The following data are required for each mode:

bit-rate: Data bit rate, in \(\text{Gbits}\times s^{-1}\).
baud-rate: Symbol modulation rate, in \(\text{Gbaud}\).
required-osnr: Minimal allowed OSNR for the receiver.
tx-osnr: Initial OSNR at the transmitter’s output.
grid-spacing: Minimal grid spacing, i.e., an effective channel spectral bandwidth. In \(\text{Hz}\).
tx-roll-off: Roll-off parameter (\(\beta\)) of the TX pulse shaping filter. This assumes a raised-cosine filter.
rx-power-min and rx-power-max: The allowed range of power at the receiver. In \(\text{dBm}\).
cd-max: Maximal allowed Chromatic Dispersion (CD). In \(\text{ps}/\text{nm}\).
pmd-max: Maximal allowed Polarization Mode Dispersion (PMD). In \(\text{ps}\).
cd-penalty: Work-in-progress. Describes the increase of the requires GSNR as the CD deteriorates.
dgd-penalty: Work-in-progress. Describes the increase of the requires GSNR as the DGD deteriorates.
pmd-penalty: Work-in-progress. Describes the increase of the requires GSNR as the PMD deteriorates.

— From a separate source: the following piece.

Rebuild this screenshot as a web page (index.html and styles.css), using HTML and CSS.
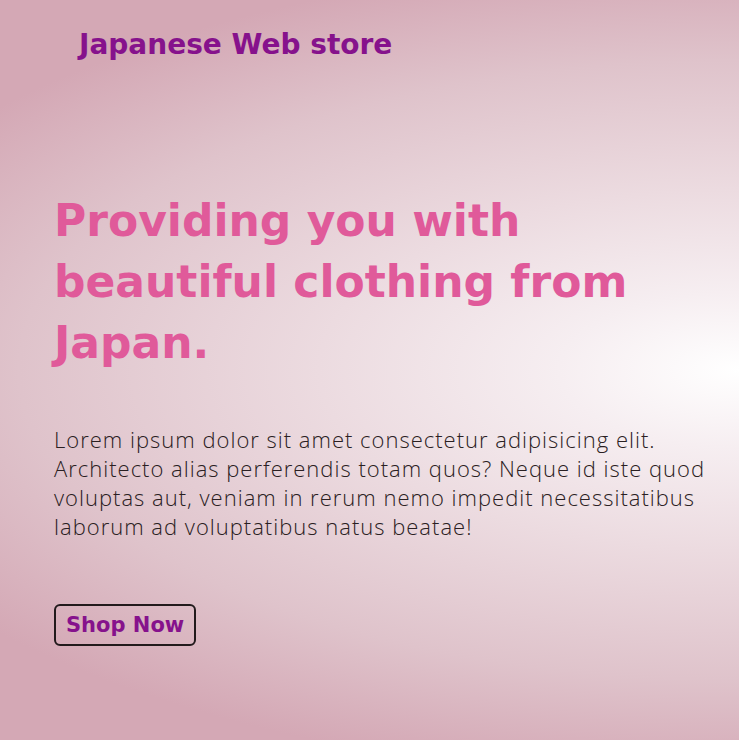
FILE: index.html
```html
<!DOCTYPE html>
<html lang="en">
<head>
<meta charset="utf-8">
<title>Japanese Web store</title>
<link rel="stylesheet" href="styles.css">
</head>
<body>
<header class="site-header">
  <h2 class="logo">Japanese Web store</h2>
</header>
<main class="hero">
  <h1 class="hero-title">Providing you with beautiful clothing from Japan.</h1>
  <p class="hero-text">Lorem ipsum dolor sit amet consectetur adipisicing elit. Architecto alias perferendis totam quos? Neque id iste quod voluptas aut, veniam in rerum nemo impedit necessitatibus laborum ad voluptatibus natus beatae!</p>
  <a class="shop-btn" href="#">Shop Now</a>
</main>
</body>
</html>
```
FILE: styles.css
```css
* { box-sizing: border-box; }
body {
  margin: 0;
  min-height: 740px;
  font-family: "Open Sans", "Lato", sans-serif;
  background: radial-gradient(ellipse 1000px 430px at 100% 50%, #ffffff 0%, #f6eef1 18%, #ecdbe0 42%, #dfc3cb 72%, #d4a8b5 96%);
}
.site-header {
  padding: 27px 0 0 79px;
}
.logo {
  margin: 0;
  font-family: "DejaVu Sans", sans-serif;
  font-size: 28px;
  line-height: 36px;
  font-weight: 700;
  color: #86128c;
}
.hero {
  padding: 127px 20px 0 54px;
  display: flex;
  flex-direction: column;
  align-items: flex-start;
}
.hero-title {
  margin: 0;
  font-family: "DejaVu Sans", sans-serif;
  font-size: 44px;
  line-height: 61px;
  font-weight: 700;
  color: #e05a9a;
  max-width: 640px;
}
.hero-text {
  margin: 52px 0 0 0;
  font-size: 22px;
  line-height: 29px;
  font-weight: 300;
  letter-spacing: 1px;
  color: #2a2022;
  max-width: 672px;
}
.shop-btn {
  margin-top: 63px;
  display: inline-block;
  padding: 7px 10px;
  border: 2px solid #221a1c;
  border-radius: 6px;
  font-family: "DejaVu Sans", sans-serif;
  font-size: 21px;
  line-height: 24px;
  font-weight: 700;
  color: #86128c;
  text-decoration: none;
}
```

GNPy does not directly track the FEC performance, so the type of chosen FEC is likely indicated in the name of the selected transponder mode alone.

ROADMs¶

In a ROADM, GNPy simulates the impairments of the preamplifiers and boosters of line degrees separately. The set of parameters for each ROADM model therefore includes:

add-drop-osnr: OSNR penalty introduced by the Add and Drop stages of this ROADM type.
target-channel-out-power: Per-channel target TX power towards the egress amplifier. Within GNPy, a ROADM is expected to attenuate any signal that enters the ROADM node to this level. This can be overridden on a per-link in the network topology.
pmd: Polarization mode dispersion (PMD) penalty of the express path. In \(\text{ps}\).

Provisions are in place to define the list of all allowed booster and preamplifier types. This is useful for specifying constraints on what amplifier modules fit into ROADM chassis, and when using fully disaggregated ROADM topologies as well.